=== Task statement ===
Look below. Copy each line that has "with" in it.

[Interface markup and scripts]
-- Begin --

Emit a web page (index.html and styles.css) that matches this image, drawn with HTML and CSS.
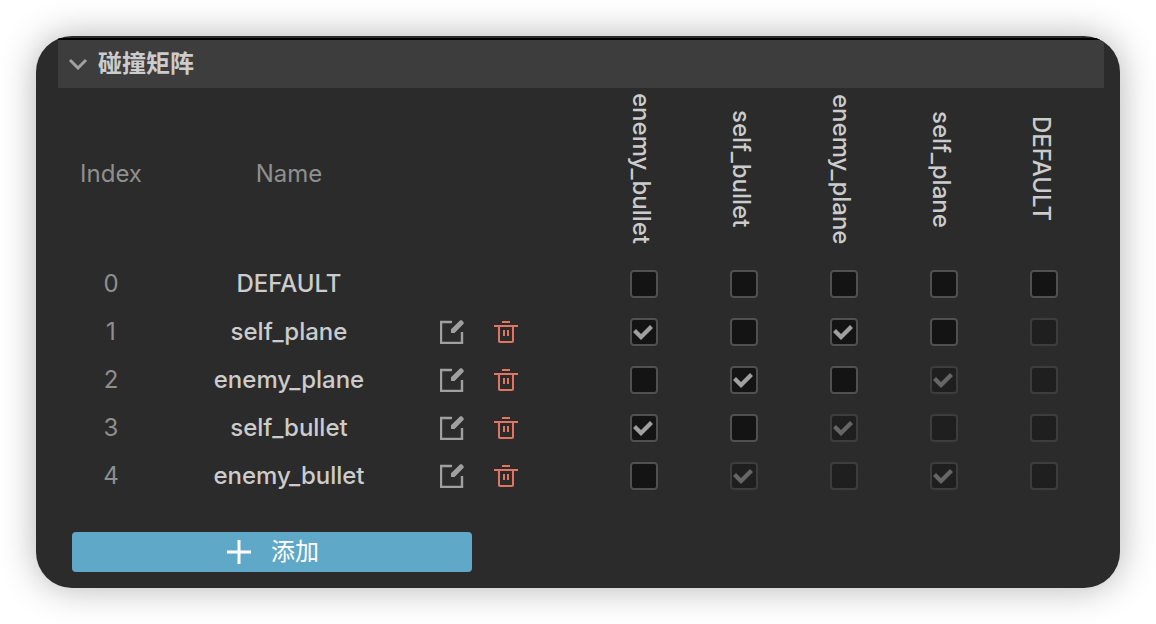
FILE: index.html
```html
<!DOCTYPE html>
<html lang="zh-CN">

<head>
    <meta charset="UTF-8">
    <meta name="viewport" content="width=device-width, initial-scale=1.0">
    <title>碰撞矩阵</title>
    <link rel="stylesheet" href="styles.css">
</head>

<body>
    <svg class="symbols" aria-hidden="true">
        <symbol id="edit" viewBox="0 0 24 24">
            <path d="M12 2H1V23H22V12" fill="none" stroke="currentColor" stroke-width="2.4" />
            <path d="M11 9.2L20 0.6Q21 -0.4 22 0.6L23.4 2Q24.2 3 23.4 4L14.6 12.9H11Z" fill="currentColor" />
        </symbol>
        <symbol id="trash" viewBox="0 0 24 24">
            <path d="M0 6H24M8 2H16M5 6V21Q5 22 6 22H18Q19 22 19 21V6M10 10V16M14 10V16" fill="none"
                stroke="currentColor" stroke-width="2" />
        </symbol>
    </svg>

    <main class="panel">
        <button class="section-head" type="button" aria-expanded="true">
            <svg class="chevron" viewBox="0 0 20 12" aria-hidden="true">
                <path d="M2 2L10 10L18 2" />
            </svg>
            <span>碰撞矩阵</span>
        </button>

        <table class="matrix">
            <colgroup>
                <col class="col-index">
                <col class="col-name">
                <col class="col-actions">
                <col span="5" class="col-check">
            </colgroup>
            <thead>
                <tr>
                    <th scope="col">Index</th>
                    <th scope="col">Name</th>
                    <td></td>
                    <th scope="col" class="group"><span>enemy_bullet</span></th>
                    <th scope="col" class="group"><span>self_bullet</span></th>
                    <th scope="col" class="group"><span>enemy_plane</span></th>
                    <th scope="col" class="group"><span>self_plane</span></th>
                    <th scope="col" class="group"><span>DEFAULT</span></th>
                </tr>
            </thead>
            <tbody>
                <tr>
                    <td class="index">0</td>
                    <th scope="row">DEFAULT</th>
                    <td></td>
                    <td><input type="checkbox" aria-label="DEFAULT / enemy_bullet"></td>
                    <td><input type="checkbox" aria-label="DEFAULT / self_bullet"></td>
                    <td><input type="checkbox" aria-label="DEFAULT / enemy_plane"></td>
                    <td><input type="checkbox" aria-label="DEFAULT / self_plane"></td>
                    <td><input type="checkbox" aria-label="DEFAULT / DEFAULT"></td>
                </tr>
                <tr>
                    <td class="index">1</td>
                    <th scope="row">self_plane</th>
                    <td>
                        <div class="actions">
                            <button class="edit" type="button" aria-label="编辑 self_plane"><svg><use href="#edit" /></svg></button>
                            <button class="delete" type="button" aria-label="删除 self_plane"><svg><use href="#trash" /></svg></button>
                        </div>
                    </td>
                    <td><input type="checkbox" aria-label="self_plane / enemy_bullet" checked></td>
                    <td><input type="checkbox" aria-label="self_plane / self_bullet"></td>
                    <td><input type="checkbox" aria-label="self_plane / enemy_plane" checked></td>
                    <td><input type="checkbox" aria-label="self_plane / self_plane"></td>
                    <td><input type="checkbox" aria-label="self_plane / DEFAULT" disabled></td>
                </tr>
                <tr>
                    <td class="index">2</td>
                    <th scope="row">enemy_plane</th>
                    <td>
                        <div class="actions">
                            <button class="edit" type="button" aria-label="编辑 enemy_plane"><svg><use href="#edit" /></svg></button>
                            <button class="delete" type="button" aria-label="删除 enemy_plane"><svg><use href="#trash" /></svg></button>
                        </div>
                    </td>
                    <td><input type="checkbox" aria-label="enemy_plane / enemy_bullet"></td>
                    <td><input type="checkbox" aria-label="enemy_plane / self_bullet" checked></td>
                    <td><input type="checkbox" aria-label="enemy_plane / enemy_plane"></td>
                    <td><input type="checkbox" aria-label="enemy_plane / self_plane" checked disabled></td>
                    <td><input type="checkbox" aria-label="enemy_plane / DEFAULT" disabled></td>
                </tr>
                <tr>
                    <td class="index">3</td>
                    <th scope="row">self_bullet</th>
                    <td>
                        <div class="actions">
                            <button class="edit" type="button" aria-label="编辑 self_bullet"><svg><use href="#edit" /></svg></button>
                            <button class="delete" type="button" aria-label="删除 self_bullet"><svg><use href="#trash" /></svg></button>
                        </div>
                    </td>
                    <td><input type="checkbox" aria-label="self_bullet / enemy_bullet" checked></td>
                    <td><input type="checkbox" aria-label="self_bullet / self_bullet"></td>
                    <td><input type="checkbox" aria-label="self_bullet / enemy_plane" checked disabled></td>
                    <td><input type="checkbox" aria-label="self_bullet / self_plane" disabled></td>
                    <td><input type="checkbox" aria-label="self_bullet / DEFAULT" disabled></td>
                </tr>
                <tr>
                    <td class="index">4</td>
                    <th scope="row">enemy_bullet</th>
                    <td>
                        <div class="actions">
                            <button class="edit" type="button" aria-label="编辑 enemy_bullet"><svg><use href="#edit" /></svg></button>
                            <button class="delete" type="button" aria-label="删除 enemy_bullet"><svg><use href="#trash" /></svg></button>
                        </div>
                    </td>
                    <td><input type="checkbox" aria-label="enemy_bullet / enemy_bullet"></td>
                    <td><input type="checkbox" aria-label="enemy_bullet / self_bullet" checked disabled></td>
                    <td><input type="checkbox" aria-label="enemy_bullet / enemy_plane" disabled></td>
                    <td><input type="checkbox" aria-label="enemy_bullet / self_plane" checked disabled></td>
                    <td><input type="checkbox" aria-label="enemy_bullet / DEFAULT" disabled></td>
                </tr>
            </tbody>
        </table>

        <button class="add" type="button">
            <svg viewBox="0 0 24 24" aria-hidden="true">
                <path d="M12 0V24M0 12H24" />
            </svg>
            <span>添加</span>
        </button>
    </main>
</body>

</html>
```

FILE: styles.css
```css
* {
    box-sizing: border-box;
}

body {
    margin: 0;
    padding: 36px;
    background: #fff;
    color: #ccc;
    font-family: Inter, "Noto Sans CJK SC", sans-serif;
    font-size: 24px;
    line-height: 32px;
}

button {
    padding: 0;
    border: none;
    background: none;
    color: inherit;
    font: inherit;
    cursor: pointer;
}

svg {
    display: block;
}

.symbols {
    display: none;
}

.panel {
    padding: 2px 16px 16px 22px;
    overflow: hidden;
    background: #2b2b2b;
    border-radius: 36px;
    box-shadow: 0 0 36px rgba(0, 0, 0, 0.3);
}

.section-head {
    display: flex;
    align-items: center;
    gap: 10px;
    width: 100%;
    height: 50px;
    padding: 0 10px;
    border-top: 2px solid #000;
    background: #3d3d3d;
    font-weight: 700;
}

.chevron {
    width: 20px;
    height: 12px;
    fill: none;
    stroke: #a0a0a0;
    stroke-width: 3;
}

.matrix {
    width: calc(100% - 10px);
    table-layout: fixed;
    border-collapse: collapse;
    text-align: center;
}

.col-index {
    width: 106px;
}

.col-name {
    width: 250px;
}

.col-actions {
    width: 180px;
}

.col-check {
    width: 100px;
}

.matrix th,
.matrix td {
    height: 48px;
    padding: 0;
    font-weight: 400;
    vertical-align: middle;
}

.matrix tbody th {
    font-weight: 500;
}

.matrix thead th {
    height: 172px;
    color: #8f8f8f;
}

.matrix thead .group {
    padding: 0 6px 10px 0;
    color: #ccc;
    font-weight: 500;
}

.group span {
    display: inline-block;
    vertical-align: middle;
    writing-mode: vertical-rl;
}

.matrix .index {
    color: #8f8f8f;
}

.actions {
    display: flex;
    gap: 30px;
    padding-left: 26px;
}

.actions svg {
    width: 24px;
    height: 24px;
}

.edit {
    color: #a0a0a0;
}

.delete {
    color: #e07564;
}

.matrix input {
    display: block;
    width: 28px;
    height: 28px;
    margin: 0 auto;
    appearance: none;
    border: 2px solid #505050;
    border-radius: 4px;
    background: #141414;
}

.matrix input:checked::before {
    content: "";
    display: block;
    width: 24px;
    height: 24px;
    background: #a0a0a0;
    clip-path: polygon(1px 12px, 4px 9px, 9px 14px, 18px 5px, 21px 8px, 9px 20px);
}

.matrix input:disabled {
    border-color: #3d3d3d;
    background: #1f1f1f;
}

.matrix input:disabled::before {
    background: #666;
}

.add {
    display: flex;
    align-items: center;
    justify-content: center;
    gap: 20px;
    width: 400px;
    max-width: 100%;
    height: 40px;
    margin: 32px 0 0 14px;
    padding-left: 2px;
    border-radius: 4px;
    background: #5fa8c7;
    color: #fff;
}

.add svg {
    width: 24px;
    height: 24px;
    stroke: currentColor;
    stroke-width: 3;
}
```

-- End --
-- Begin --

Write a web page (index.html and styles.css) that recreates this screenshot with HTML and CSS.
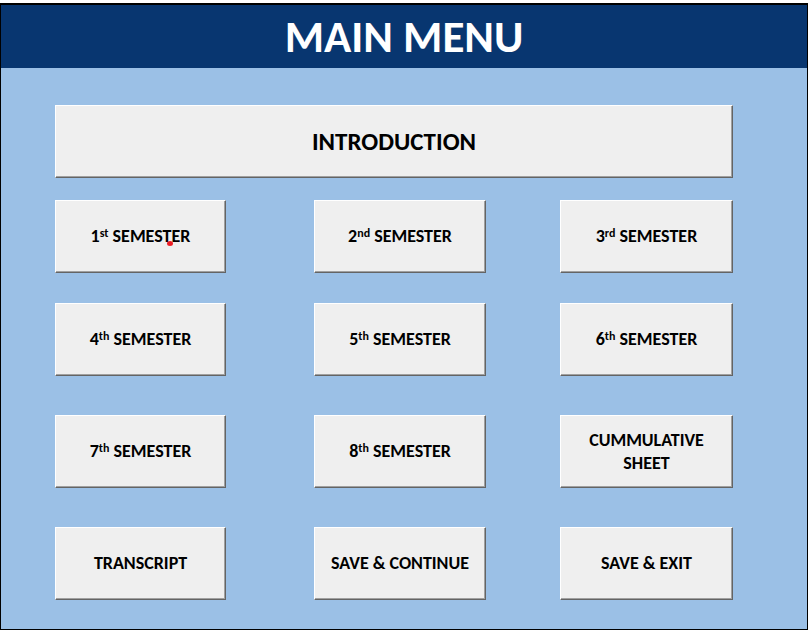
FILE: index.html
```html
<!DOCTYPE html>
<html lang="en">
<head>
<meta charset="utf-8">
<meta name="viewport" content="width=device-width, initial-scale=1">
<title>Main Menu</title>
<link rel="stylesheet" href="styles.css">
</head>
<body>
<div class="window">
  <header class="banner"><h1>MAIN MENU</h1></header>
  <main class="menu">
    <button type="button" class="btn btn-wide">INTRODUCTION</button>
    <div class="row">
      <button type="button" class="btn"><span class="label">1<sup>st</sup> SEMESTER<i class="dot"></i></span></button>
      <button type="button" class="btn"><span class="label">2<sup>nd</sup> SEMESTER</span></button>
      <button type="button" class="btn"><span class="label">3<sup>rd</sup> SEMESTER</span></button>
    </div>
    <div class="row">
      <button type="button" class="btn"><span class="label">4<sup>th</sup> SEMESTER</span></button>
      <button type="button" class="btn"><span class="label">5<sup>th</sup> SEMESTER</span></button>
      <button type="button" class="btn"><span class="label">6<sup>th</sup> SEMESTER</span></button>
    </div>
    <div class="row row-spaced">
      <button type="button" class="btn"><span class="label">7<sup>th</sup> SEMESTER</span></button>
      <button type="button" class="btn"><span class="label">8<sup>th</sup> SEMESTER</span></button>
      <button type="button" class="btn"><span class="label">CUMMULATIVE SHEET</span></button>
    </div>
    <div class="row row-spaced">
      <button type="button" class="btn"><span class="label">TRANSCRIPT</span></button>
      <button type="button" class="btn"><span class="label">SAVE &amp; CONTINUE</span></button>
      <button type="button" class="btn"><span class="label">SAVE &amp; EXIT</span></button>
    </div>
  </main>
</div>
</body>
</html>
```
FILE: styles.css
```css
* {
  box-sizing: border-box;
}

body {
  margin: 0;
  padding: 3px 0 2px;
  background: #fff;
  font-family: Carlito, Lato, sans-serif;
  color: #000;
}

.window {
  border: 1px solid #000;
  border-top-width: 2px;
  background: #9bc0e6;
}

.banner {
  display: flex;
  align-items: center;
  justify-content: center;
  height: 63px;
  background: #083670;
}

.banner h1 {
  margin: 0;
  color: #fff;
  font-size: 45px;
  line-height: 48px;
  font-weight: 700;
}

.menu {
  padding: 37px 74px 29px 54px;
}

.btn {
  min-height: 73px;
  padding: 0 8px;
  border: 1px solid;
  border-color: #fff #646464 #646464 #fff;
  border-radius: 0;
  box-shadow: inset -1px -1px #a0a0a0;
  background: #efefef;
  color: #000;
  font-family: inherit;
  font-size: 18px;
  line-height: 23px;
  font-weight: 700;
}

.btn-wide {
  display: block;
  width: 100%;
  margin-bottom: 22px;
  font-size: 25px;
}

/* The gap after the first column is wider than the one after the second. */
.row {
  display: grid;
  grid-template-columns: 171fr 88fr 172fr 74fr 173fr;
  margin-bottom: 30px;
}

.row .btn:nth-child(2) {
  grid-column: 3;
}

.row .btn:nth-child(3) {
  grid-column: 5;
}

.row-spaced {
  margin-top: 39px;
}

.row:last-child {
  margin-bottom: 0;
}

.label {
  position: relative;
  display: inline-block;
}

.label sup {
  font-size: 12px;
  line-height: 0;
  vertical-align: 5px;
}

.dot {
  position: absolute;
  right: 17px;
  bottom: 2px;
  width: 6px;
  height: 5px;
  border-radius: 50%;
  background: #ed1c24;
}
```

-- End --

=== Exercise response ===
Emit a web page (index.html and styles.css) that matches this image, drawn with HTML and CSS.
Write a web page (index.html and styles.css) that recreates this screenshot with HTML and CSS.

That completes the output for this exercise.